I hadn’t read any of Charlaine Harris’s Sookie Stackhouse books until I watched True Blood on HBO.  Although here, again, is another case in which I feel the adaptation is superior to the source material.  The HBO series certainly has its faults (last season’s lackluster finale, for one), but overall it’s given its characters more depth and complexity than I’ve seen in the book series and fleshed out the supporting characters much more.  (Also, Alexander Skarsgård totally, utterly kicks ass as Eric.  Just saying.)  The point is, Harris’s books languished in mid-list obscurity until Alan Ball decided to make them into a TV show.  Sales-wise, the best thing that can happen for a book is that it gets adapted.  Even for books that are already bestsellers.  I can’t honestly say that I believe the Twilight and Harry Potter series would have maintained this much popularity, years after the release of their final books, if the movies hadn’t been maintaining the momentum.

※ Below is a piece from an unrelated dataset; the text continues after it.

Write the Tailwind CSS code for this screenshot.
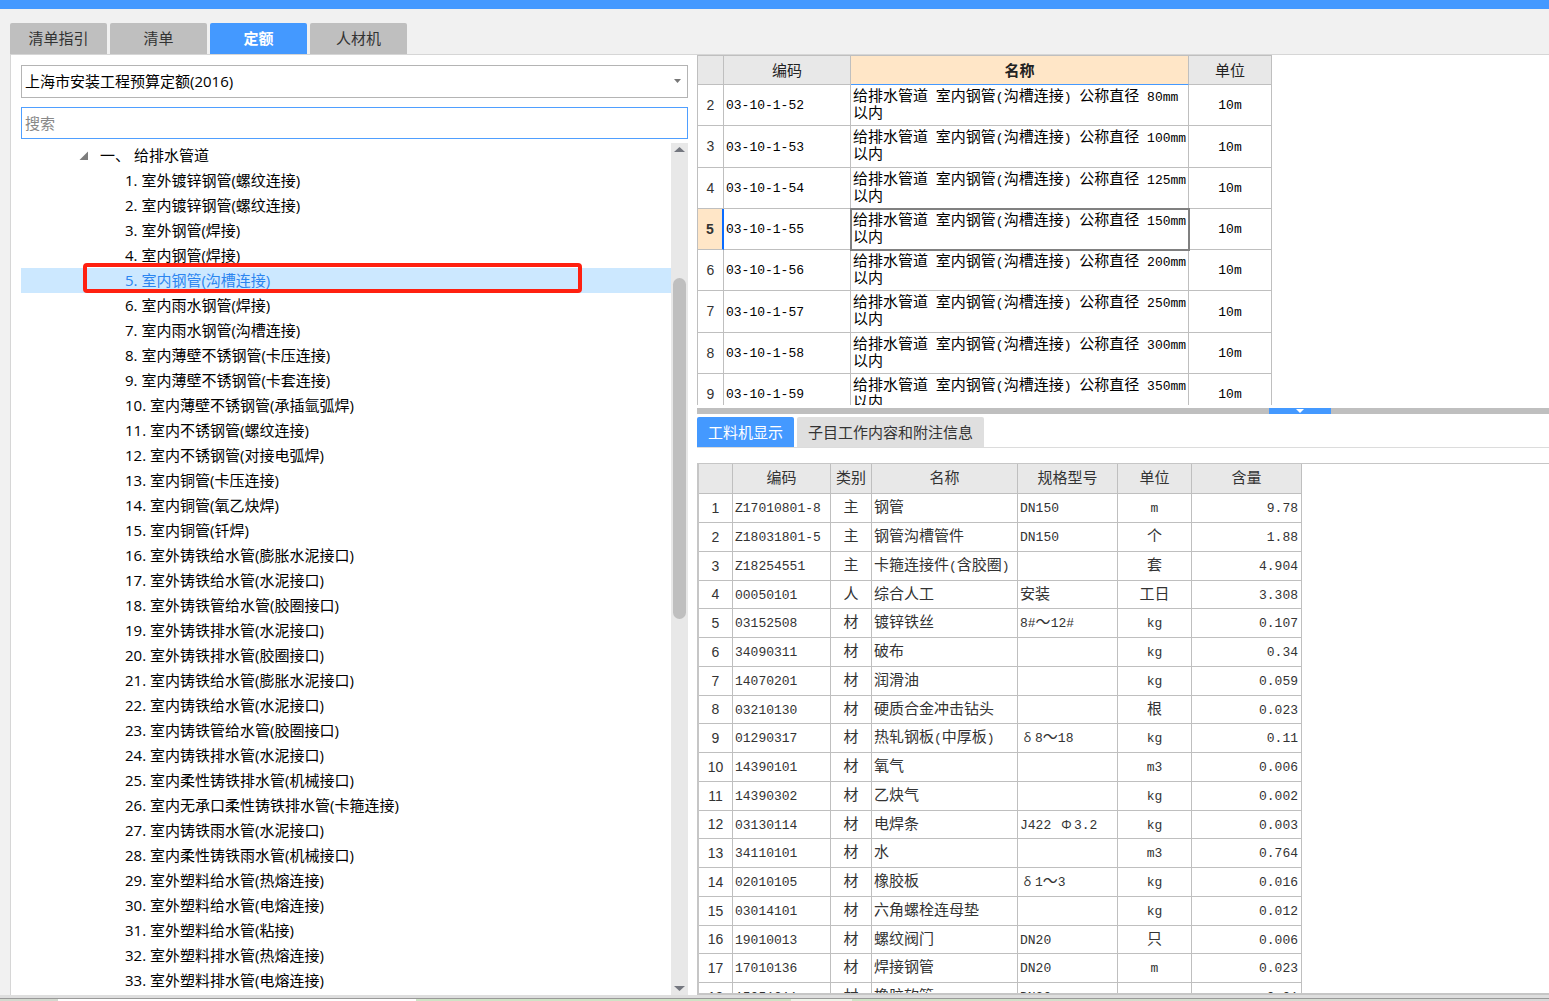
<!DOCTYPE html>
<html lang="zh-CN">
<head>
<meta charset="utf-8">
<title>定额查询</title>
<script src="https://cdn.jsdelivr.net/npm/@tailwindcss/browser@4"></script>
</head>
<body class="flex h-screen flex-col overflow-hidden bg-[#f1f1f1] font-['Open_Sans','Noto_Sans_CJK_SC',sans-serif] text-[15px] text-black">
<header class="h-[9px] shrink-0 bg-[#4499ff]"></header>

<nav class="flex shrink-0 gap-[3px] pt-[14px] pl-[10px] text-[#333]">
  <button class="h-[31px] w-[97px] rounded-t-[2px] bg-[#bfbfbf]">清单指引</button>
  <button class="h-[31px] w-[97px] rounded-t-[2px] bg-[#bfbfbf]">清单</button>
  <button class="h-[31px] w-[97px] rounded-t-[2px] bg-[#4499ff] font-bold text-white">定额</button>
  <button class="h-[31px] w-[97px] rounded-t-[2px] bg-[#bfbfbf]">人材机</button>
</nav>

<main class="ml-[10px] flex min-h-0 flex-1 border-t border-l border-[#d6d6d6] bg-white">
  <!-- quota chapter tree -->
  <section class="flex w-[686px] shrink-0 flex-col pt-[10px] pr-[9px] pl-[10px]">
    <div class="relative shrink-0">
      <select aria-label="定额库" class="block h-[33px] w-full appearance-none border border-[#b4b4b4] bg-white px-[3px] outline-none">
        <option>上海市安装工程预算定额(2016)</option>
      </select>
      <svg class="pointer-events-none absolute top-[14px] right-[7px] h-[4px] w-[7px]" viewBox="0 0 7 4"><path d="M0 0h7L3.5 4z" fill="#777"/></svg>
    </div>
    <input type="text" aria-label="搜索" placeholder="搜索" class="mt-[9px] block h-[32px] w-full shrink-0 border border-[#4f9fff] bg-white px-[3px] outline-none placeholder:text-[#888]">
    <div class="mt-[4px] flex min-h-0 flex-1">
      <div class="min-w-0 flex-1 overflow-hidden">
        <div class="flex h-[25px] items-center pl-[58px]">
          <svg class="mr-[12px] h-[9px] w-[9px]" viewBox="0 0 9 9"><path d="M9 .5V9H.5z" fill="#7d7d7d"/></svg>
          <span class="w-[34px]">一、</span><span>给排水管道</span>
        </div>
        <ul id="tree"></ul>
      </div>
      <div class="flex w-[17px] shrink-0 flex-col items-center bg-[#e8e8e8] py-[4px]">
        <svg class="h-[5px] w-[11px] shrink-0" viewBox="0 0 11 5"><path d="M0 5h11L5.500 0z" fill="#74777f"/></svg>
        <div class="mt-[126px] h-[341px] w-[13px] shrink-0 rounded-full bg-[#bfbfbf]"></div>
        <svg class="mt-auto h-[5px] w-[11px] shrink-0" viewBox="0 0 11 5"><path d="M0 0h11L5.500 5z" fill="#74777f"/></svg>
      </div>
    </div>
  </section>

  <section class="flex min-w-0 flex-1 flex-col">
    <!-- quota items -->
    <div class="h-[350px] shrink-0 overflow-hidden border-l border-[#bfbfbf]">
      <table class="w-[574px] table-fixed border-separate border-spacing-0 border-t border-[#bfbfbf] leading-[17px]">
        <colgroup><col class="w-[26px]"><col class="w-[127px]"><col class="w-[338px]"><col class="w-[83px]"></colgroup>
        <thead>
          <tr class="h-[29px] bg-[#e8e8e8] text-[#222]">
            <th class="border-r border-b border-[#bfbfbf]"></th>
            <th class="border-r border-b border-[#bfbfbf] font-normal">编码</th>
            <th class="border-r border-b border-r-[#bfbfbf] border-b-[#4499ff] bg-[#ffe6c7] font-bold">名称</th>
            <th class="border-r border-b border-[#bfbfbf] font-normal">单位</th>
          </tr>
        </thead>
        <tbody id="items"></tbody>
      </table>
    </div>

    <div class="mt-[3px] flex h-[6px] shrink-0 bg-[#bfbfbf]">
      <button aria-label="收起" class="ml-[572px] flex h-[6px] w-[62px] items-center justify-center bg-[#4499ff]">
        <svg class="h-[4px] w-[8px]" viewBox="0 0 8 4"><path d="M0 0h8L4 4z" fill="#fff"/></svg>
      </button>
    </div>

    <nav class="mt-[3px] flex shrink-0 gap-[3px] border-b border-[#dcdcdc] text-[#333]">
      <button class="h-[30px] w-[97px] rounded-t-[2px] bg-[#4499ff] text-white">工料机显示</button>
      <button class="h-[30px] w-[187px] rounded-t-[2px] bg-[#dfdfdf]">子目工作内容和附注信息</button>
    </nav>

    <!-- labour, material and machine content of the selected item -->
    <div class="mt-[15px] min-h-0 flex-1 overflow-hidden border-t border-b-2 border-l-2 border-[#c6c6c6] text-[#333]">
      <table class="w-[603px] table-fixed border-separate border-spacing-0 leading-[17px]">
        <colgroup><col class="w-[34px]"><col class="w-[98px]"><col class="w-[41px]"><col class="w-[146px]"><col class="w-[100px]"><col class="w-[74px]"><col class="w-[110px]"></colgroup>
        <thead>
          <tr class="h-[30px] bg-[#e8e8e8] [&>th]:border-r [&>th]:border-b [&>th]:border-[#bfbfbf] [&>th]:pb-[2px] [&>th]:font-normal">
            <th></th><th>编码</th><th>类别</th><th>名称</th><th>规格型号</th><th>单位</th><th>含量</th>
          </tr>
        </thead>
        <tbody id="parts"></tbody>
      </table>
    </div>
  </section>
</main>

<footer class="shrink-0 border-t-3 border-[#dedede]">
  <div class="flex h-[3px] border-t border-[#999]">
    <div class="w-[58px] bg-[#d3d9cf]"></div><div class="w-[358px] bg-white"></div><div class="w-[375px] bg-[#cfe3c6]"></div><div class="w-[61px] bg-[#eef5ea]"></div><div class="flex-1 bg-linear-to-r from-[#cfe3c6] to-[#d8d8d8]"></div>
  </div>
</footer>

<script>
const tree = ['室外镀锌钢管(螺纹连接)','室内镀锌钢管(螺纹连接)','室外钢管(焊接)','室内钢管(焊接)','室内钢管(沟槽连接)','室内雨水钢管(焊接)','室内雨水钢管(沟槽连接)','室内薄壁不锈钢管(卡压连接)','室内薄壁不锈钢管(卡套连接)','室内薄壁不锈钢管(承插氩弧焊)','室内不锈钢管(螺纹连接)','室内不锈钢管(对接电弧焊)','室内铜管(卡压连接)','室内铜管(氧乙炔焊)','室内铜管(钎焊)','室外铸铁给水管(膨胀水泥接口)','室外铸铁给水管(水泥接口)','室外铸铁管给水管(胶圈接口)','室外铸铁排水管(水泥接口)','室外铸铁排水管(胶圈接口)','室内铸铁给水管(膨胀水泥接口)','室内铸铁给水管(水泥接口)','室内铸铁管给水管(胶圈接口)','室内铸铁排水管(水泥接口)','室内柔性铸铁排水管(机械接口)','室内无承口柔性铸铁排水管(卡箍连接)','室内铸铁雨水管(水泥接口)','室内柔性铸铁雨水管(机械接口)','室外塑料给水管(热熔连接)','室外塑料给水管(电熔连接)','室外塑料给水管(粘接)','室外塑料排水管(热熔连接)','室外塑料排水管(电熔连接)'];
document.getElementById('tree').innerHTML = tree.map((name, i) => {
  const on = i === 4;
  return `<li class="relative h-[25px] pl-[104px] ${on ? 'bg-[#cce8ff]' : ''}">
    <a href="#" class="block leading-[25px] whitespace-nowrap ${on ? 'text-[#2b85f0]' : ''}">${i + 1}. ${name}</a>
    ${on ? '<span class="pointer-events-none absolute -top-[5px] left-[62px] h-[30px] w-[499px] rounded-[4px] border-4 border-[#ff2010]"></span>' : ''}
  </li>`;
}).join('');

// Latin runs use a half-width monospace face beside the full-width characters.
const mono = s => s.replace(/[\x20-\x7e]+/g, m => `<span class="font-['Liberation_Mono',monospace] text-[13px] leading-none whitespace-pre">${m}</span>`);
const line = 'border-r border-b border-[#bfbfbf]';

const sizes = [80, 100, 125, 150, 200, 250, 300, 350];
document.getElementById('items').innerHTML = sizes.map((d, i) => {
  const on = i === 3;
  return `<tr class="${i % 4 === 1 ? 'h-[42px]' : 'h-[41px]'}">
    <td class="border-b border-b-[#bfbfbf] text-center font-['Liberation_Sans',sans-serif] text-[14px] text-[#333] ${on ? 'border-r-2 border-r-[#0a6cff] bg-[#ffe6c7] font-bold' : 'border-r border-r-[#bfbfbf]'}">${i + 2}</td>
    <td class="${line} pb-[3px] pl-[2px]">${mono('03-10-1-' + (52 + i))}</td>
    <td class="${line} pt-[2px] pl-[2px] align-top whitespace-nowrap ${on ? 'outline-2 -outline-offset-1 outline-[#808080]' : ''}">${mono(`给排水管道 室内钢管(沟槽连接) 公称直径 ${d}mm`)}<br>以内</td>
    <td class="${line} pb-[3px] text-center">${mono('10m')}</td>
  </tr>`;
}).join('');

const parts = [
  ['Z17010801-8','主','钢管','DN150','m','9.78'],
  ['Z18031801-5','主','钢管沟槽管件','DN150','个','1.88'],
  ['Z18254551','主','卡箍连接件(含胶圈)','','套','4.904'],
  ['00050101','人','综合人工','安装','工日','3.308'],
  ['03152508','材','镀锌铁丝','8#～12#','kg','0.107'],
  ['34090311','材','破布','','kg','0.34'],
  ['14070201','材','润滑油','','kg','0.059'],
  ['03210130','材','硬质合金冲击钻头','','根','0.023'],
  ['01290317','材','热轧钢板(中厚板)','δ8～18','kg','0.11'],
  ['14390101','材','氧气','','m3','0.006'],
  ['14390302','材','乙炔气','','kg','0.002'],
  ['03130114','材','电焊条','J422 Φ3.2','kg','0.003'],
  ['34110101','材','水','','m3','0.764'],
  ['02010105','材','橡胶板','δ1～3','kg','0.016'],
  ['03014101','材','六角螺栓连母垫','','kg','0.012'],
  ['19010013','材','螺纹阀门','DN20','只','0.006'],
  ['17010136','材','焊接钢管','DN20','m','0.023'],
  ['15051011','材','橡胶软管','DN20','m','0.01'],
];
// Greek letters take a full-width cell of their own.
const spec = s => s.split(/([δΦ])/).map(t => /[δΦ]/.test(t) ? `<span class="inline-block w-[15px] text-center text-[13px] leading-none">${t}</span>` : mono(t)).join('');
document.getElementById('parts').innerHTML = parts.map((p, i) => `<tr class="${i % 4 === 3 ? 'h-[28px]' : 'h-[29px]'} whitespace-nowrap">
    <td class="${line} text-center font-['Liberation_Sans',sans-serif] text-[14px]">${i + 1}</td>
    <td class="${line} pb-[3px] pl-[2px]">${mono(p[0])}</td>
    <td class="${line} pb-[3px] text-center">${p[1]}</td>
    <td class="${line} pb-[3px] pl-[2px]">${mono(p[2])}</td>
    <td class="${line} pb-[3px] pl-[2px]">${spec(p[3])}</td>
    <td class="${line} pb-[3px] text-center">${mono(p[4])}</td>
    <td class="${line} pr-[3px] pb-[3px] text-right">${mono(p[5])}</td>
  </tr>`).join('');
</script>
</body>
</html>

Television and film adaptations bring attention to the books.  And anything that brings attention to the books is good to me.  But as the girl who has often, in many cases, already read the books, I can’t help but mourn the loss of my imaginative purity.  Kevin McKidd is not my Jamie Fraser, and Katherine Heigl is definitely, unequivocally not my Claire Randall.  Still, regardless of who is cast, I will inevitably see the film trailers—even if I choose not to see the film—and some small part of the book will be taken from me forever.